== SET TASK ==
Repeat each record below exactly, dropping the pictures.

>> start DATA EXCERPTS

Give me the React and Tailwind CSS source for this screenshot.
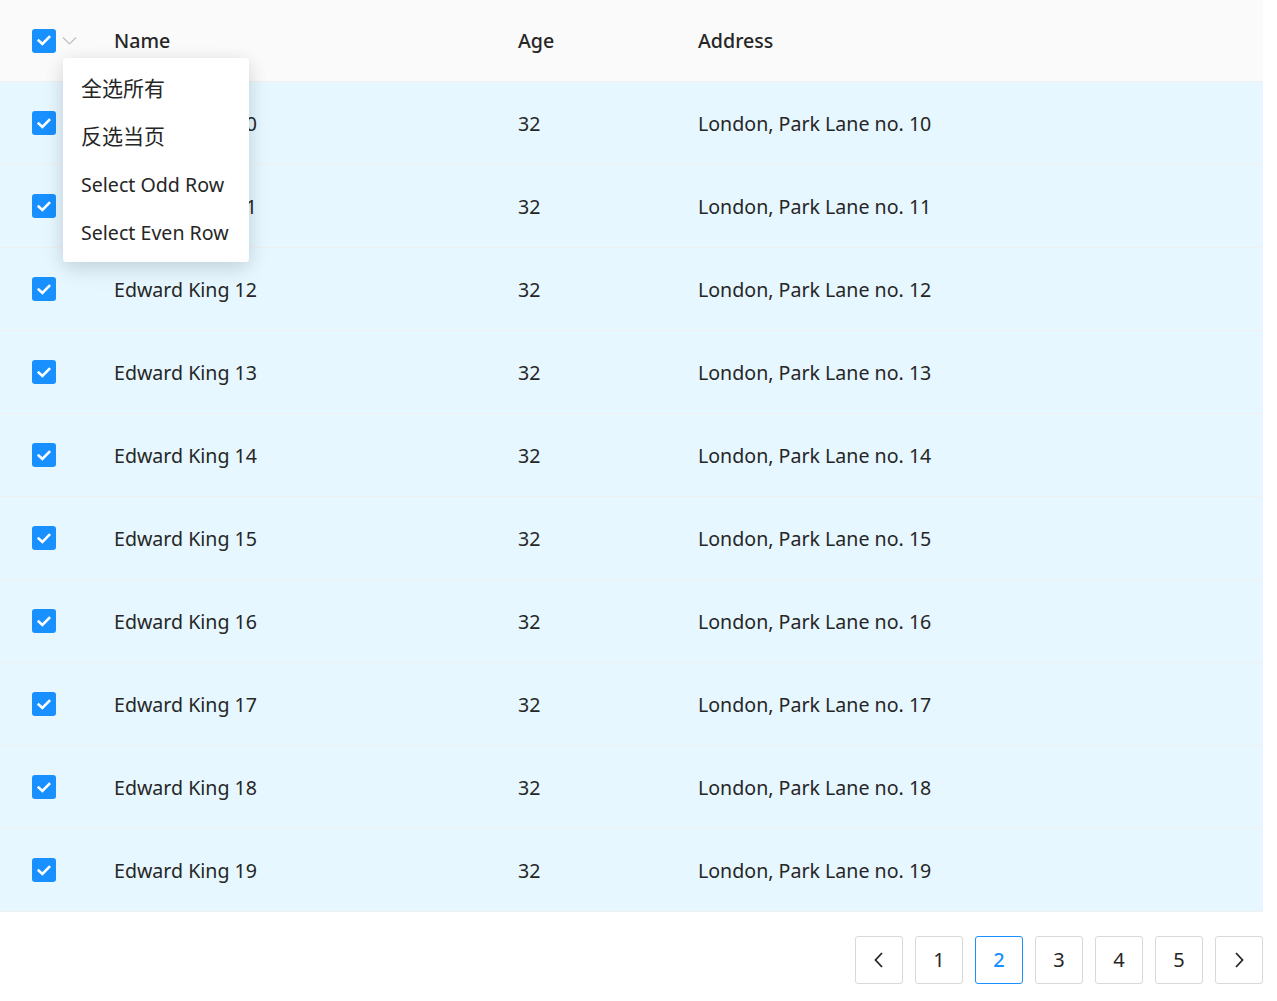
import React from "react";

const rows = [10, 11, 12, 13, 14, 15, 16, 17, 18, 19].map((n) => ({
  key: n,
  name: `Edward King ${n}`,
  age: 32,
  address: `London, Park Lane no. ${n}`,
}));

const menuItems = [
  { label: "全选所有", cjk: true },
  { label: "反选当页", cjk: true },
  { label: "Select Odd Row" },
  { label: "Select Even Row" },
];

const Checkbox = () => (
  <span className="inline-flex w-6 h-6 rounded-[3px] bg-[#1890ff] items-center justify-center">
    <svg width="14" height="11" viewBox="0 0 14 11" fill="none">
      <path d="M1.8 5.6 L5.4 9 L12.2 2" stroke="white" strokeWidth="2.6" strokeLinecap="square" />
    </svg>
  </span>
);

const PageBtn = ({ children, active }) => (
  <button
    className={`w-12 h-12 flex items-center justify-center rounded-[3px] border bg-white text-[20px] ${
      active ? "border-[#1890ff] text-[#1890ff] font-medium" : "border-[#d9d9d9] text-[#262626]"
    }`}
  >
    {children}
  </button>
);

export default function App() {
  return (
    <div
      className="relative w-[1263px] bg-white text-[19.6px] text-[#262626]"
      style={{ fontFamily: '"Noto Sans", "Noto Sans CJK SC", sans-serif' }}
    >
      {/* Header */}
      <div className="grid grid-cols-[90px_404px_180px_1fr] h-[82px] items-center bg-[#fafafa] border-b border-[#f0f0f0] font-medium">
        <div className="flex items-center pl-8 gap-[6px]">
          <Checkbox />
          <svg width="15" height="15" viewBox="0 0 15 15" fill="none">
            <path d="M1 4.5 L7.5 11 L14 4.5" stroke="#bfbfbf" strokeWidth="1.2" />
          </svg>
        </div>
        <div className="pl-6">Name</div>
        <div className="pl-6">Age</div>
        <div className="pl-6">Address</div>
      </div>

      {/* Body */}
      {rows.map((r) => (
        <div
          key={r.key}
          className="grid grid-cols-[90px_404px_180px_1fr] h-[83px] items-center bg-[#e6f7ff] border-b border-[#f0f0f0]"
        >
          <div className="flex items-center pl-8">
            <Checkbox />
          </div>
          <div className="pl-6 pt-[2px]">{r.name}</div>
          <div className="pl-6 pt-[2px]">{r.age}</div>
          <div className="pl-6 pt-[2px]">{r.address}</div>
        </div>
      ))}

      {/* Pagination */}
      <div className="flex justify-end gap-3 mt-6 h-[65px]">
        <PageBtn>
          <svg width="14" height="18" viewBox="0 0 14 18" fill="none">
            <path d="M10 2 L3.5 9 L10 16" stroke="#262626" strokeWidth="1.8" />
          </svg>
        </PageBtn>
        {[1, 2, 3, 4, 5].map((p) => (
          <PageBtn key={p} active={p === 2}>
            {p}
          </PageBtn>
        ))}
        <PageBtn>
          <svg width="14" height="18" viewBox="0 0 14 18" fill="none">
            <path d="M4 2 L10.5 9 L4 16" stroke="#262626" strokeWidth="1.8" />
          </svg>
        </PageBtn>
      </div>

      {/* Selection dropdown */}
      <div className="absolute left-[63px] top-[58px] w-[186px] py-[6px] bg-white rounded-[3px] shadow-[0_4px_18px_rgba(0,0,0,0.12),0_9px_28px_rgba(0,0,0,0.05)]">
        {menuItems.map((m) => (
          <div
            key={m.label}
            className={`h-12 flex items-center pl-[18px] whitespace-nowrap ${m.cjk ? "text-[21px] pt-[2px]" : "pt-[2px]"}`}
          >
            {m.label}
          </div>
        ))}
      </div>
    </div>
  );
}
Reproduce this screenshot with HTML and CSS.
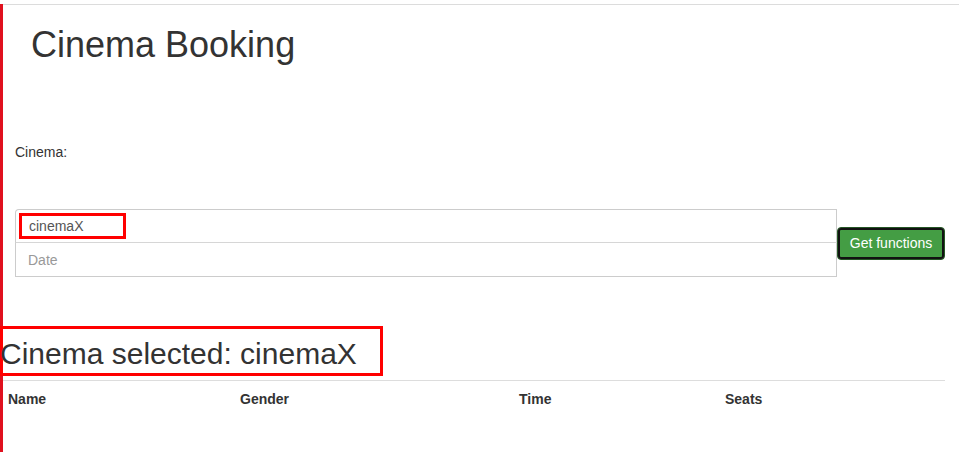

>> end DATA EXCERPTS

== OUTPUT BELOW ==
Give me the React and Tailwind CSS source for this screenshot.
import React from "react";

const rows = [10, 11, 12, 13, 14, 15, 16, 17, 18, 19].map((n) => ({
  key: n,
  name: `Edward King ${n}`,
  age: 32,
  address: `London, Park Lane no. ${n}`,
}));

const menuItems = [
  { label: "全选所有", cjk: true },
  { label: "反选当页", cjk: true },
  { label: "Select Odd Row" },
  { label: "Select Even Row" },
];

const Checkbox = () => (
  <span className="inline-flex w-6 h-6 rounded-[3px] bg-[#1890ff] items-center justify-center">
    <svg width="14" height="11" viewBox="0 0 14 11" fill="none">
      <path d="M1.8 5.6 L5.4 9 L12.2 2" stroke="white" strokeWidth="2.6" strokeLinecap="square" />
    </svg>
  </span>
);

const PageBtn = ({ children, active }) => (
  <button
    className={`w-12 h-12 flex items-center justify-center rounded-[3px] border bg-white text-[20px] ${
      active ? "border-[#1890ff] text-[#1890ff] font-medium" : "border-[#d9d9d9] text-[#262626]"
    }`}
  >
    {children}
  </button>
);

export default function App() {
  return (
    <div
      className="relative w-[1263px] bg-white text-[19.6px] text-[#262626]"
      style={{ fontFamily: '"Noto Sans", "Noto Sans CJK SC", sans-serif' }}
    >
      {/* Header */}
      <div className="grid grid-cols-[90px_404px_180px_1fr] h-[82px] items-center bg-[#fafafa] border-b border-[#f0f0f0] font-medium">
        <div className="flex items-center pl-8 gap-[6px]">
          <Checkbox />
          <svg width="15" height="15" viewBox="0 0 15 15" fill="none">
            <path d="M1 4.5 L7.5 11 L14 4.5" stroke="#bfbfbf" strokeWidth="1.2" />
          </svg>
        </div>
        <div className="pl-6">Name</div>
        <div className="pl-6">Age</div>
        <div className="pl-6">Address</div>
      </div>

      {/* Body */}
      {rows.map((r) => (
        <div
          key={r.key}
          className="grid grid-cols-[90px_404px_180px_1fr] h-[83px] items-center bg-[#e6f7ff] border-b border-[#f0f0f0]"
        >
          <div className="flex items-center pl-8">
            <Checkbox />
          </div>
          <div className="pl-6 pt-[2px]">{r.name}</div>
          <div className="pl-6 pt-[2px]">{r.age}</div>
          <div className="pl-6 pt-[2px]">{r.address}</div>
        </div>
      ))}

      {/* Pagination */}
      <div className="flex justify-end gap-3 mt-6 h-[65px]">
        <PageBtn>
          <svg width="14" height="18" viewBox="0 0 14 18" fill="none">
            <path d="M10 2 L3.5 9 L10 16" stroke="#262626" strokeWidth="1.8" />
          </svg>
        </PageBtn>
        {[1, 2, 3, 4, 5].map((p) => (
          <PageBtn key={p} active={p === 2}>
            {p}
          </PageBtn>
        ))}
        <PageBtn>
          <svg width="14" height="18" viewBox="0 0 14 18" fill="none">
            <path d="M4 2 L10.5 9 L4 16" stroke="#262626" strokeWidth="1.8" />
          </svg>
        </PageBtn>
      </div>

      {/* Selection dropdown */}
      <div className="absolute left-[63px] top-[58px] w-[186px] py-[6px] bg-white rounded-[3px] shadow-[0_4px_18px_rgba(0,0,0,0.12),0_9px_28px_rgba(0,0,0,0.05)]">
        {menuItems.map((m) => (
          <div
            key={m.label}
            className={`h-12 flex items-center pl-[18px] whitespace-nowrap ${m.cjk ? "text-[21px] pt-[2px]" : "pt-[2px]"}`}
          >
            {m.label}
          </div>
        ))}
      </div>
    </div>
  );
}
Reproduce this screenshot with HTML and CSS.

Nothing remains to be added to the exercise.